Goal: Print all of the entries exactly, minus the pictures.

::::

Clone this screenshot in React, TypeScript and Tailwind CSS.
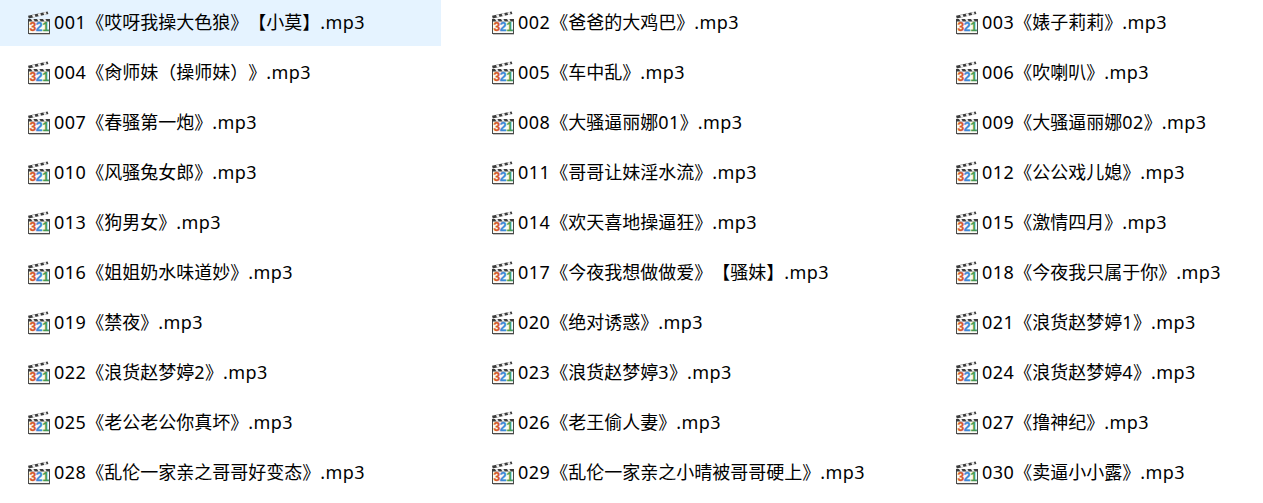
import React from "react";

const files = [
  "001《哎呀我操大色狼》【小莫】.mp3",
  "002《爸爸的大鸡巴》.mp3",
  "003《婊子莉莉》.mp3",
  "004《肏师妹（操师妹）》.mp3",
  "005《车中乱》.mp3",
  "006《吹喇叭》.mp3",
  "007《春骚第一炮》.mp3",
  "008《大骚逼丽娜01》.mp3",
  "009《大骚逼丽娜02》.mp3",
  "010《风骚兔女郎》.mp3",
  "011《哥哥让妹淫水流》.mp3",
  "012《公公戏儿媳》.mp3",
  "013《狗男女》.mp3",
  "014《欢天喜地操逼狂》.mp3",
  "015《激情四月》.mp3",
  "016《姐姐奶水味道妙》.mp3",
  "017《今夜我想做做爱》【骚妹】.mp3",
  "018《今夜我只属于你》.mp3",
  "019《禁夜》.mp3",
  "020《绝对诱惑》.mp3",
  "021《浪货赵梦婷1》.mp3",
  "022《浪货赵梦婷2》.mp3",
  "023《浪货赵梦婷3》.mp3",
  "024《浪货赵梦婷4》.mp3",
  "025《老公老公你真坏》.mp3",
  "026《老王偷人妻》.mp3",
  "027《撸神纪》.mp3",
  "028《乱伦一家亲之哥哥好变态》.mp3",
  "029《乱伦一家亲之小晴被哥哥硬上》.mp3",
  "030《卖逼小小露》.mp3",
];

const ClapIcon = () => (
  <svg width="24" height="24" viewBox="0 0 24 24" className="shrink-0">
    <rect x="2" y="23" width="21" height="1" fill="#c4c4c4" />
    <rect x="1.5" y="9.5" width="21" height="13" fill="#fbfaf6" stroke="#4a4a4a" />
    <rect x="1" y="8" width="22" height="2.5" fill="#3c3c3c" />
    <path d="M1 4.8 L20.6 0.4 L21.4 3 L1.8 7.4 Z" fill="#3c3c3c" />
    <path d="M5 3.9 L7.6 3.3 L8.6 5.9 L6 6.5 Z M10.6 2.7 L13.2 2.1 L14.2 4.7 L11.6 5.3 Z M16.2 1.5 L18.8 0.9 L19.8 3.5 L17.2 4.1 Z" fill="#ededed" />
    <path d="M4 8 h2.4 l1.4 2.5 h-2.4 Z M10 8 h2.4 l1.4 2.5 h-2.4 Z M16 8 h2.4 l1.4 2.5 h-2.4 Z" fill="#ededed" />
    <g fontFamily="'Liberation Sans', sans-serif" fontWeight="700" fontSize="12" strokeWidth="0.3">
      <text x="2.6" y="20.4" fill="#d4582a" stroke="#d4582a">3</text>
      <text x="8.8" y="20.4" fill="#3c88d6" stroke="#3c88d6">2</text>
      <text x="15.4" y="20.4" fill="#459a52" stroke="#459a52">1</text>
    </g>
  </svg>
);

// latin runs sit a little wider in the reference than in Noto Sans
const FileName = ({ name }: { name: string }) => (
  <span className="mb-[2px] leading-none [text-spacing-trim:space-all]">
    {name.split(/([0-9a-z.]+)/).map((part, i) =>
      /^[0-9a-z.]+$/.test(part) ? (
        <span key={i} className="tracking-[0.45px]">
          {part}
        </span>
      ) : (
        part
      )
    )}
  </span>
);

export default function App() {
  return (
    <div className="min-h-[503px] bg-white pb-[7px] font-['Noto_Sans','Noto_Sans_CJK_SC',sans-serif] text-[18px] text-black">
      <div className="grid grid-cols-[441px_441px_335px] gap-x-[23px] gap-y-[4px]">
        {files.map((name, i) => (
          <div
            key={name}
            className={`flex h-[46px] items-center gap-[3px] pl-[27px] whitespace-nowrap ${i === 0 ? "bg-[#e5f3ff]" : ""}`}
          >
            <ClapIcon />
            <FileName name={name} />
          </div>
        ))}
      </div>
    </div>
  );
}
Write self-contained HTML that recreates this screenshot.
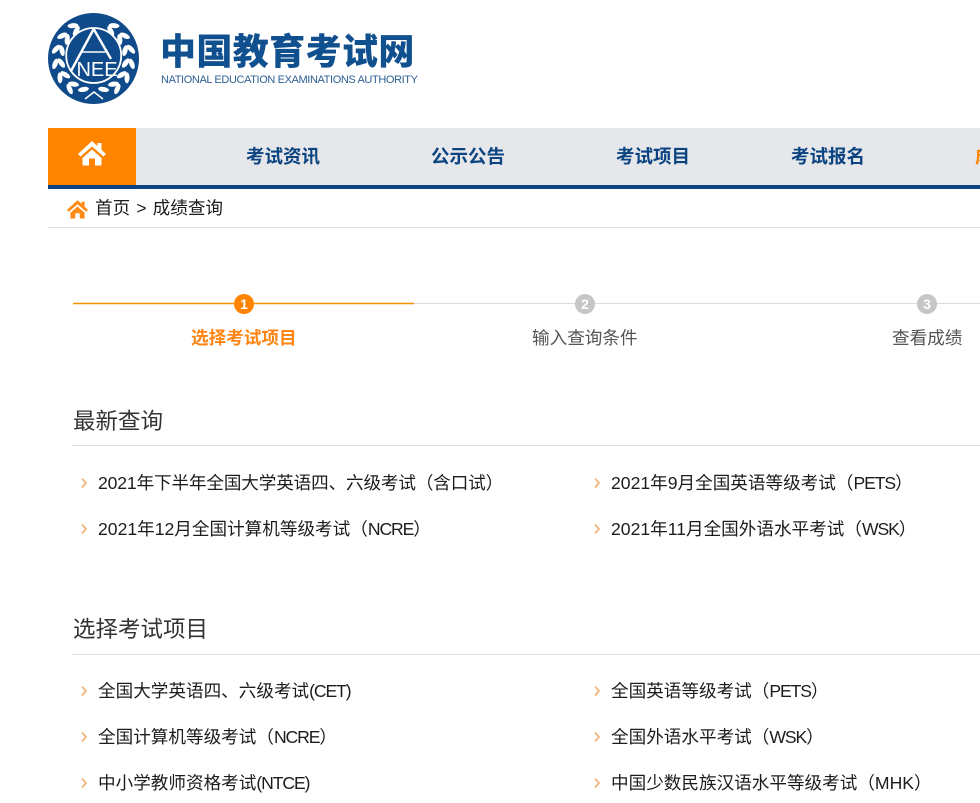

::::

Exercise solution:
Clone this screenshot in React, TypeScript and Tailwind CSS.
import React from "react";

const files = [
  "001《哎呀我操大色狼》【小莫】.mp3",
  "002《爸爸的大鸡巴》.mp3",
  "003《婊子莉莉》.mp3",
  "004《肏师妹（操师妹）》.mp3",
  "005《车中乱》.mp3",
  "006《吹喇叭》.mp3",
  "007《春骚第一炮》.mp3",
  "008《大骚逼丽娜01》.mp3",
  "009《大骚逼丽娜02》.mp3",
  "010《风骚兔女郎》.mp3",
  "011《哥哥让妹淫水流》.mp3",
  "012《公公戏儿媳》.mp3",
  "013《狗男女》.mp3",
  "014《欢天喜地操逼狂》.mp3",
  "015《激情四月》.mp3",
  "016《姐姐奶水味道妙》.mp3",
  "017《今夜我想做做爱》【骚妹】.mp3",
  "018《今夜我只属于你》.mp3",
  "019《禁夜》.mp3",
  "020《绝对诱惑》.mp3",
  "021《浪货赵梦婷1》.mp3",
  "022《浪货赵梦婷2》.mp3",
  "023《浪货赵梦婷3》.mp3",
  "024《浪货赵梦婷4》.mp3",
  "025《老公老公你真坏》.mp3",
  "026《老王偷人妻》.mp3",
  "027《撸神纪》.mp3",
  "028《乱伦一家亲之哥哥好变态》.mp3",
  "029《乱伦一家亲之小晴被哥哥硬上》.mp3",
  "030《卖逼小小露》.mp3",
];

const ClapIcon = () => (
  <svg width="24" height="24" viewBox="0 0 24 24" className="shrink-0">
    <rect x="2" y="23" width="21" height="1" fill="#c4c4c4" />
    <rect x="1.5" y="9.5" width="21" height="13" fill="#fbfaf6" stroke="#4a4a4a" />
    <rect x="1" y="8" width="22" height="2.5" fill="#3c3c3c" />
    <path d="M1 4.8 L20.6 0.4 L21.4 3 L1.8 7.4 Z" fill="#3c3c3c" />
    <path d="M5 3.9 L7.6 3.3 L8.6 5.9 L6 6.5 Z M10.6 2.7 L13.2 2.1 L14.2 4.7 L11.6 5.3 Z M16.2 1.5 L18.8 0.9 L19.8 3.5 L17.2 4.1 Z" fill="#ededed" />
    <path d="M4 8 h2.4 l1.4 2.5 h-2.4 Z M10 8 h2.4 l1.4 2.5 h-2.4 Z M16 8 h2.4 l1.4 2.5 h-2.4 Z" fill="#ededed" />
    <g fontFamily="'Liberation Sans', sans-serif" fontWeight="700" fontSize="12" strokeWidth="0.3">
      <text x="2.6" y="20.4" fill="#d4582a" stroke="#d4582a">3</text>
      <text x="8.8" y="20.4" fill="#3c88d6" stroke="#3c88d6">2</text>
      <text x="15.4" y="20.4" fill="#459a52" stroke="#459a52">1</text>
    </g>
  </svg>
);

// latin runs sit a little wider in the reference than in Noto Sans
const FileName = ({ name }: { name: string }) => (
  <span className="mb-[2px] leading-none [text-spacing-trim:space-all]">
    {name.split(/([0-9a-z.]+)/).map((part, i) =>
      /^[0-9a-z.]+$/.test(part) ? (
        <span key={i} className="tracking-[0.45px]">
          {part}
        </span>
      ) : (
        part
      )
    )}
  </span>
);

export default function App() {
  return (
    <div className="min-h-[503px] bg-white pb-[7px] font-['Noto_Sans','Noto_Sans_CJK_SC',sans-serif] text-[18px] text-black">
      <div className="grid grid-cols-[441px_441px_335px] gap-x-[23px] gap-y-[4px]">
        {files.map((name, i) => (
          <div
            key={name}
            className={`flex h-[46px] items-center gap-[3px] pl-[27px] whitespace-nowrap ${i === 0 ? "bg-[#e5f3ff]" : ""}`}
          >
            <ClapIcon />
            <FileName name={name} />
          </div>
        ))}
      </div>
    </div>
  );
}
Write self-contained HTML that recreates this screenshot.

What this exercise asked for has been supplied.